Mill worker makes video documentary of shutdown
Published 10:17 am Saturday, May 29, 2010
FRANKLIN—For anyone looking to catch an inside glimpse of the final days of the International Paper Co. paper mill, let Ken Brown be your guide.
Brown, a former employee at the paper mill, has posted several slideshows of the paper machine shutdowns on the social networking website Facebook and set them to music.
An IP employee for 34 years, Brown started his career with Union Camp working in the quality assurance department. When that department folded, he became an inspector for the No. 6 paper machine. For the last eight or nine years he was also a “learning leader,” whose duties were to write training manuals and serve as document manager.

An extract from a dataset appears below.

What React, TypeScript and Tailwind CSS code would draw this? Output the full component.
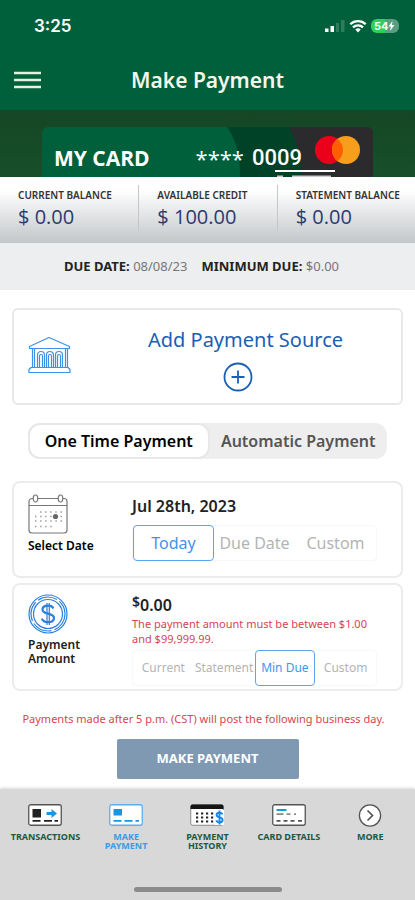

Brown, who was laid off from the paper mill one month ago, said he was promoted to become the full-time learning leader for the paper mill on Oct. 16.
“That job lasted four days,” Brown laughed, pointing out that IP announced it would close the paper mill on Oct. 22, the Thursday after his promotion and pay raise. “After they made the announcement, I went to my supervisor and said ‘Hey, I know I’m obviously not going to be creating any training manuals or doing any training. Why don’t I go out and take some pictures?’”
And with his supervisor’s approval, Brown began taking pictures for a registry of the paper mill workers.
“It was going to be a kind of yearbook,” Brown said. “That’s where all of the pictures came from.”
Brown was there with his camera when the No. 6 paper machine, the one he had worked on, was shut down in November. He also photographed the No. 1 paper machine getting shut down at the end of the year, and then finally the Nos. 4 and 5 machines being switched off in April.
“I got some shots and then some more area shots,” Brown said. “Then I just threw them into a PowerPoint slideshow.”
It was at that point that a little controversy arose. According to Brown, the slideshow he created was to be shown at a steak dinner for employees, but management didn’t like the music he had picked out to go along with the slideshow.
“We eventually played it, but the music was turned down,” Brown said.
But paper mill employees were still able to see Brown’s slideshows, uncensored, on the company’s intranet. Some contained edgy lyrics, like those from the Steely Dan song, “Everything Must Go:”
It’s high time for a walk on the real side
Let’s admit the bastards beat us
I move to dissolve the corporation
In a pool of margaritas
So let’s switch off all the lights
And light up all the Luckies
Crankin’ up the afterglow
‘Cause we’re goin’ out of business
Everything must go
“It became about the music,” Brown said. “Everybody was really infatuated with these left-of-center eclectic songs that I was picking out to put with the videos. Everybody was really excited about it and everybody wanted one. I was burning them (onto CD) for people, but it got to be so many and I couldn’t fill all of the requests before I got out of there. So I just posted it on Facebook for everybody to see.”
Brown said that although he has received positive feedback from about 40 people and his slideshows have been viewed about 400 times, he believes his former employer will soon ask him to take them down.
“I’m waiting for IP to tell me to pull them,” Brown said. “If they knew they were out there, I think they would ask me to pull them. They’re real strange. They don’t allow pictures inside the facility. It was OK for us to be taking our own pictures, but they probably were never intended to be posted on Facebook.
“But I’m going to leave them on there until they do.”
In the meantime, Brown is assisting his wife with Heave Ho Promos, a screen printing business she has run for about two years out of their Franklin home.
“We print anything on anything,” Brown said. “Screen printing, vinyl signs, storefront signage, buttons, embroidery, pad printing. We’re doing real well. We’re going to try to make a go of it.”